Jusqu'aux tribulations de DSK à New York, Benjamin Brafman était pour moi un parfait inconnu. Les chaînes d'info en continu nous ont rendu familiers sa silhouette trapue et son visage fermé. Déformation d'amateur, j'ai bien sûr remarqué le soin qu'il prêtait à sa mise. Un détail, surtout, a retenu mon attention : cette épingle fixée entre les tombants de son col de chemise, à la façon d'un Fred Astaire. Pas banal de nos jours - pas plus aux Etats-Unis qu'ici.
Un article du Monde signé Marion Van Renterghem (édition du 5-6 juin) m'en a un peu plus appris sur les goûts vestimentaires de Brafman : "Il aime mélanger les cravates "flashy" de chez Talbott et les costumes classiques de Paul Stuart ou de Ralph Lauren". Et cette anecdote, impossible à transposer en France avec un avocat comme héros : "Les lecteurs du New York Times ont même eu la surprise, il y a quelques années, de découvrir parmi d'autres clients sa photo sur une publicité de Paul Stuart, son tailleur préféré de Madison Avenue : Benjamin Brafman en mannequin vedette, sur un quart de page."
Avoir de bons fournisseurs ne suffit pas à rendre quelqu'un élégant : le "cas" Brafman m'offre l'occasion de le répéter. Sa petite taille (1,68 m) est moins en cause que son absence de cou, la grosseur de sa tête et la longueur de son buste. Et puis, certains choix sont peu judicieux, qui feraient presque douter de la qualité des fournisseurs en question ; je songe à la longueur exagérée des manches de veste et à la hauteur des cols de chemise qui, sur un cou très court, produit inévitablement un effet minerve.
Le costume ne sied pas à toutes les complexions. Je me rappelle m’être déjà fait la remarque en voyant Lino Ventura. Il avait beau être habillé par Cifonelli et appliquer les usages du bien-vêtir, ce n’était pas, à proprement parler, un homme élégant. Sur lui, la cravate ressemblait à une erreur. Difficile – même pour un grand acteur – de jouer les bourgeois avec un physique de déménageur.

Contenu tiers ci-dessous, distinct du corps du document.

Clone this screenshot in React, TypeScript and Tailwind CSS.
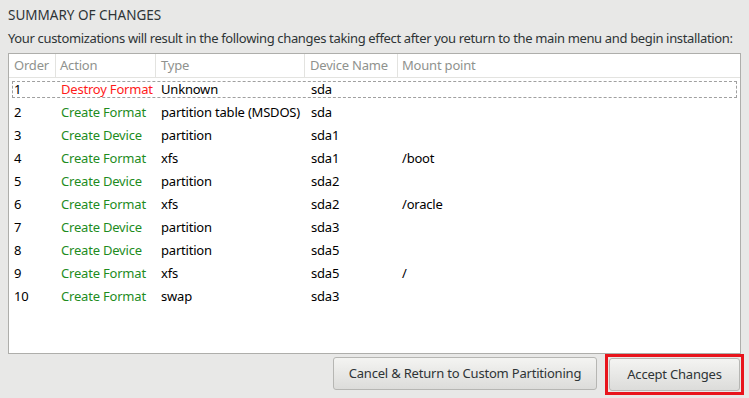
import React from "react";

const rows: [string, string, string, string, string][] = [
  ["1", "Destroy Format", "Unknown", "sda", ""],
  ["2", "Create Format", "partition table (MSDOS)", "sda", ""],
  ["3", "Create Device", "partition", "sda1", ""],
  ["4", "Create Format", "xfs", "sda1", "/boot"],
  ["5", "Create Device", "partition", "sda2", ""],
  ["6", "Create Format", "xfs", "sda2", "/oracle"],
  ["7", "Create Device", "partition", "sda3", ""],
  ["8", "Create Device", "partition", "sda5", ""],
  ["9", "Create Format", "xfs", "sda5", "/"],
  ["10", "Create Format", "swap", "sda3", ""],
];

export default function App() {
  return (
    <div
      className="w-[749px] h-[398px] bg-[#e8e8e7] text-[#2e3436] text-[13px] tracking-[-0.2px] flex flex-col overflow-hidden"
      style={{ fontFamily: '"Noto Sans", sans-serif' }}
    >
      <div className="pl-[8px] pt-[5px] leading-[20px] h-[25px] text-[13.5px] tracking-[0px]">SUMMARY OF CHANGES</div>
      <div className="pl-[8px] pt-[3px] leading-[20px] h-[28px] whitespace-nowrap tracking-[-0.35px]">
        Your customizations will result in the following changes taking effect after you return to the main menu and begin installation:
      </div>
      <div className="ml-[8px] w-[733px] h-[301px] bg-white border border-[#aeaeab] flex flex-col">
        <div className="flex h-[24px] border-b border-[#e3e3e0] text-[#8f928e] leading-[23px]">
          <div className="w-[47px] pl-[5px] border-r border-[#e3e3e0]">Order</div>
          <div className="w-[100px] pl-[4px] border-r border-[#e3e3e0]">Action</div>
          <div className="w-[149px] pl-[5px] border-r border-[#e3e3e0]">Type</div>
          <div className="w-[93px] pl-[5px] border-r border-[#e3e3e0]">Device Name</div>
          <div className="flex-1 pl-[4px]">Mount point</div>
        </div>
        <div className="flex flex-col">
          {rows.map((r, i) => (
            <div key={i} className="h-[23px] px-[3px] py-[3px]">
              <div
                className={
                  "flex h-full items-center text-black border " +
                  (i === 0 ? "border-dashed border-[#a0a0a0]" : "border-transparent")
                }
              >
                <div className="w-[48px] pl-[1px]">{r[0]}</div>
                <div className={"w-[100px] " + (r[1].startsWith("Destroy") ? "text-[#ff1a1a]" : "text-[#1e8c1e]")}>
                  {r[1]}
                </div>
                <div className="w-[150px]">{r[2]}</div>
                <div className="w-[91px]">{r[3]}</div>
                <div className="flex-1">{r[4]}</div>
              </div>
            </div>
          ))}
        </div>
      </div>
      <div className="flex justify-end gap-[8px] pr-[5px]">
        <div className="mt-[3px] h-[33px] w-[264px] rounded-[3px] border border-[#b6b6b3] bg-gradient-to-b from-[#f4f4f2] to-[#dcdcda] flex items-center justify-center text-[#2e3436]">
          Cancel &amp; Return to Custom Partitioning
        </div>
        <div className="h-[41px] w-[139px] border-[3px] border-[#e8141c] p-[1px]">
          <div className="h-full w-full rounded-[3px] border border-[#b6b6b3] bg-gradient-to-b from-[#f4f4f2] to-[#dcdcda] flex items-center justify-center text-[#2e3436]">
            Accept Changes
          </div>
        </div>
      </div>
    </div>
  );
}
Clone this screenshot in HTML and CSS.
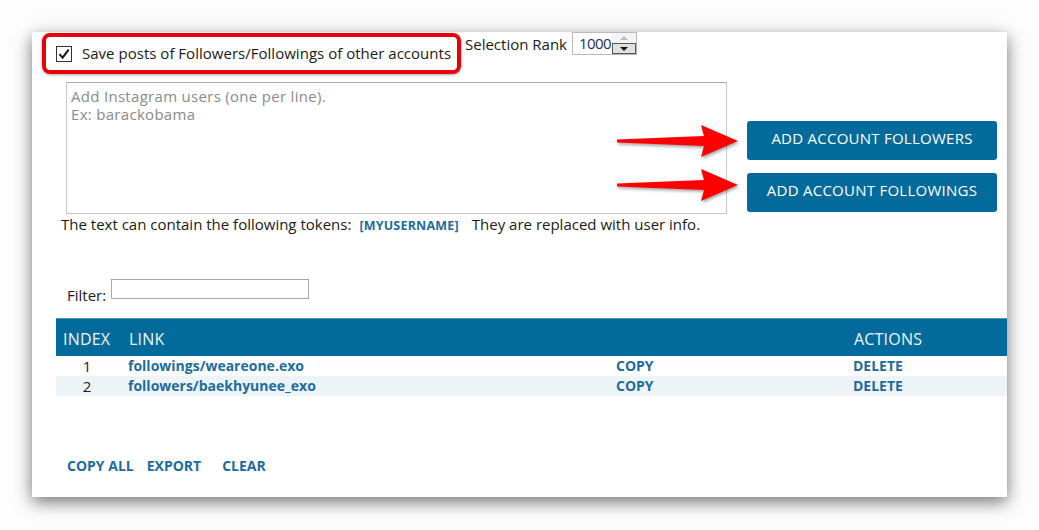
FILE: index.html
```html
<!DOCTYPE html>
<html>
<head>
<meta charset="utf-8">
<link rel="stylesheet" href="styles.css">
</head>
<body>
<div class="panel">
  <div class="top-row">
    <label class="save-box">
      <span class="check"><svg width="12" height="12" viewBox="0 0 12 12"><path d="M1.5 6.2 L4.6 9.6 L10.6 1.6" fill="none" stroke="#111" stroke-width="2"/></svg></span>
      <span class="save-text">Save posts of Followers/Followings of other accounts</span>
    </label>
    <span class="rank-label">Selection Rank</span>
    <div class="spinner">
      <span class="spin-value">1000</span>
      <div class="spin-btns">
        <span class="spin-up"><svg width="10" height="6" viewBox="0 0 10 6"><path d="M1 5 L5 1 L9 5 Z" fill="#bbb"/></svg></span>
        <span class="spin-down"><svg width="10" height="6" viewBox="0 0 10 6"><path d="M1 1 L5 5 L9 1 Z" fill="#111"/></svg></span>
      </div>
    </div>
  </div>

  <div class="input-row">
    <div class="textarea"><div class="ph">Add Instagram users (one per line).</div><div class="ph">Ex: barackobama</div></div>
    <div class="btn-col">
      <button class="btn">ADD ACCOUNT FOLLOWERS</button>
      <button class="btn">ADD ACCOUNT FOLLOWINGS</button>
    </div>
  </div>

  <div class="tokens">The text can contain the following tokens:<span class="token">[MYUSERNAME]</span>They are replaced with user info.</div>

  <div class="filter-row">
    <span class="filter-label">Filter:</span>
    <span class="filter-input"></span>
  </div>

  <div class="table">
    <div class="thead">
      <span class="hc hc-index">INDEX</span>
      <span class="hc">LINK</span>
      <span class="hc"></span>
      <span class="hc">ACTIONS</span>
    </div>
    <div class="trow">
      <span class="c-index">1</span>
      <span class="c-link">followings/weareone.exo</span>
      <span class="c-link">COPY</span>
      <span class="c-link">DELETE</span>
    </div>
    <div class="trow alt">
      <span class="c-index">2</span>
      <span class="c-link">followers/baekhyunee_exo</span>
      <span class="c-link">COPY</span>
      <span class="c-link">DELETE</span>
    </div>
  </div>

  <div class="footer">
    <span class="f-link">COPY ALL</span>
    <span class="f-link">EXPORT</span>
    <span class="f-link">CLEAR</span>
  </div>

  <svg class="arrow arrow-1" width="128" height="36" viewBox="0 0 128 36"><path d="M1 16.5 L88 13 L85 2 L122 18 L85 34 L88 23 L1 19.5 Z" fill="#f00"/></svg>
  <svg class="arrow arrow-2" width="128" height="36" viewBox="0 0 128 36"><path d="M1 16.5 L88 13 L85 2 L122 18 L85 34 L88 23 L1 19.5 Z" fill="#f00"/></svg>
</div>
</body>
</html>
```

FILE: styles.css
```css
html, body {
  margin: 0;
  padding: 0;
  background: #fdfdfd;
}
body {
  width: 1039px;
  height: 530px;
  overflow: hidden;
  font-family: "Open Sans", "Noto Sans", sans-serif;
  font-size: 15px;
  color: #1a1a1a;
}
.panel {
  position: relative;
  margin: 32px 0 0 32px;
  width: 975px;
  height: 465px;
  background: #fff;
  box-shadow: 0 5px 16px rgba(0,0,0,0.55);
  display: flex;
  flex-direction: column;
}
.top-row {
  display: flex;
  align-items: flex-start;
  height: 50px;
}
.save-box {
  margin: 1px 0 0 10px;
  width: 419px;
  height: 41px;
  box-sizing: border-box;
  border: 4px solid #e8000a;
  border-radius: 8px;
  box-shadow: 0 1px 3px rgba(0,0,0,0.35);
  display: flex;
  align-items: center;
  padding-left: 10px;
  gap: 10px;
}
.check {
  width: 14px;
  height: 14px;
  border: 1px solid #333;
  display: flex;
  align-items: center;
  justify-content: center;
  background: #fff;
}
.save-text {
  font-size: 15px;
  letter-spacing: 0.02px;
  white-space: nowrap;
  margin-top: -2px;
}
.rank-label {
  margin: 2px 0 0 4px;
  white-space: nowrap;
}
.spinner {
  margin-left: 5px;
  width: 65px;
  height: 23px;
  box-sizing: border-box;
  border: 1px solid #b9b9b9;
  display: flex;
}
.spin-value {
  flex: 1;
  padding: 0 0 0 6px;
  color: #1b2f5a;
  font-size: 15px;
  line-height: 20px;
  letter-spacing: -0.6px;
}
.spin-btns {
  width: 24px;
  display: flex;
  flex-direction: column;
}
.spin-up {
  height: 10px;
  display: flex;
  align-items: center;
  justify-content: center;
  background: #f4f4f4;
}
.spin-down {
  flex: 1;
  border: 1px solid #555;
  background: #e2e2e2;
  display: flex;
  align-items: center;
  justify-content: center;
}
.input-row {
  display: flex;
  margin-left: 34px;
}
.textarea {
  width: 661px;
  height: 132px;
  box-sizing: border-box;
  border: 1px solid #c8c8c8;
  border-top-color: #aaa;
  padding: 4px 4px;
  color: #8a8a8a;
  font-size: 15px;
  line-height: 18px;
  letter-spacing: 0.3px;
}
.ph {
  height: 18px;
  line-height: 18px;
}
.btn-col {
  margin: 39px 0 0 20px;
  display: flex;
  flex-direction: column;
  gap: 13px;
}
.btn {
  width: 250px;
  height: 39px;
  border: none;
  border-radius: 3px;
  background: #036b9b;
  color: #fff;
  font-family: inherit;
  font-size: 15px;
  letter-spacing: 0.25px;
  padding: 0 0 5px 0;
}
.tokens {
  margin: 0 0 0 29px;
  height: 20px;
  line-height: 20px;
  white-space: nowrap;
  letter-spacing: 0;
}
.token {
  color: #1c6c9d;
  font-weight: bold;
  font-size: 12.5px;
  letter-spacing: 0.2px;
  margin: 0 13px 0 8px;
}
.filter-row {
  margin: 45px 0 0 35px;
  display: flex;
  align-items: flex-start;
  gap: 5px;
}
.filter-label {
  line-height: 20px;
  padding-top: 6px;
}
.filter-input {
  width: 198px;
  height: 20px;
  box-sizing: border-box;
  border: 1px solid #a8a8a8;
}
.table {
  margin: 13px 0 0 24px;
}
.thead, .trow {
  display: grid;
  grid-template-columns: 62px 488px 237px 1fr;
}
.thead {
  height: 38px;
  background: #036b9b;
  border-top: 1px solid #4a93ba;
  box-sizing: border-box;
  align-items: end;
  padding-bottom: 6px;
  color: #eef5f9;
  font-size: 16px;
  letter-spacing: 0.2px;
}
.hc {
  padding-left: 11px;
}
.hc-index {
  padding-left: 7px;
}
.trow {
  height: 20px;
  line-height: 20px;
}
.trow.alt {
  background: #edf4f7;
}
.c-index {
  text-align: center;
  color: #1a1a1a;
}
.c-link {
  padding-left: 10px;
  color: #1c6c9d;
  font-weight: bold;
  font-size: 14px;
}
.footer {
  margin: 60px 0 0 35px;
  display: flex;
  gap: 13px;
}
.f-link {
  color: #1c6c9d;
  font-weight: bold;
  font-size: 14px;
}
.f-link:last-child {
  margin-left: 8px;
}
.arrow {
  position: absolute;
  left: 584px;
  filter: drop-shadow(1px 2px 1.5px rgba(0,0,0,0.35));
}
.arrow-1 {
  top: 91px;
}
.arrow-2 {
  top: 135px;
}
```
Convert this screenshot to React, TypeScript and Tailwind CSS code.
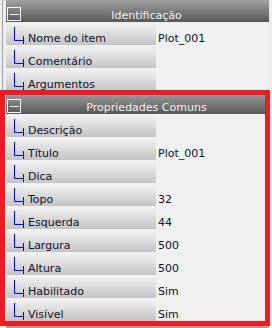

Prenez Amicalement vôtre. Imagine-t-on Dany Wilde dans les costumes de Brett Sinclair ?
Il faut faire avec ce que la nature nous a donné. Un pitbull (auquel Brafman me fait penser) n’aura jamais l’allure d’un lévrier ! Il vous est sûrement arrivé, comme à moi, de renoncer à acheter un vêtement qui vous faisait envie en vitrine parce que, une fois sur vous, vous avez constaté que, tout simplement, il n’était pas fait pour vous.
De même, certaines modes vont mieux aux uns qu'aux autres. Le costume des années 60 allait mal au chanteur Claude François. Le mauvais goût des années 70 semblait, en revanche, avoir été fait pour lui !
- Très bien, me direz-vous, mais Brafman est un avocat et, pour un avocat, le port du costume est une obligation.
Vous avez raison. La combinaison de garagiste lui irait sûrement beaucoup mieux, mais je doute qu’une reconversion de ce genre le tente. Tant pis pour les esthètes. Et pour Nafissatou Diallo.
Benjamin Brafman, un avocat élégant ? La cause n'est pas gagnée.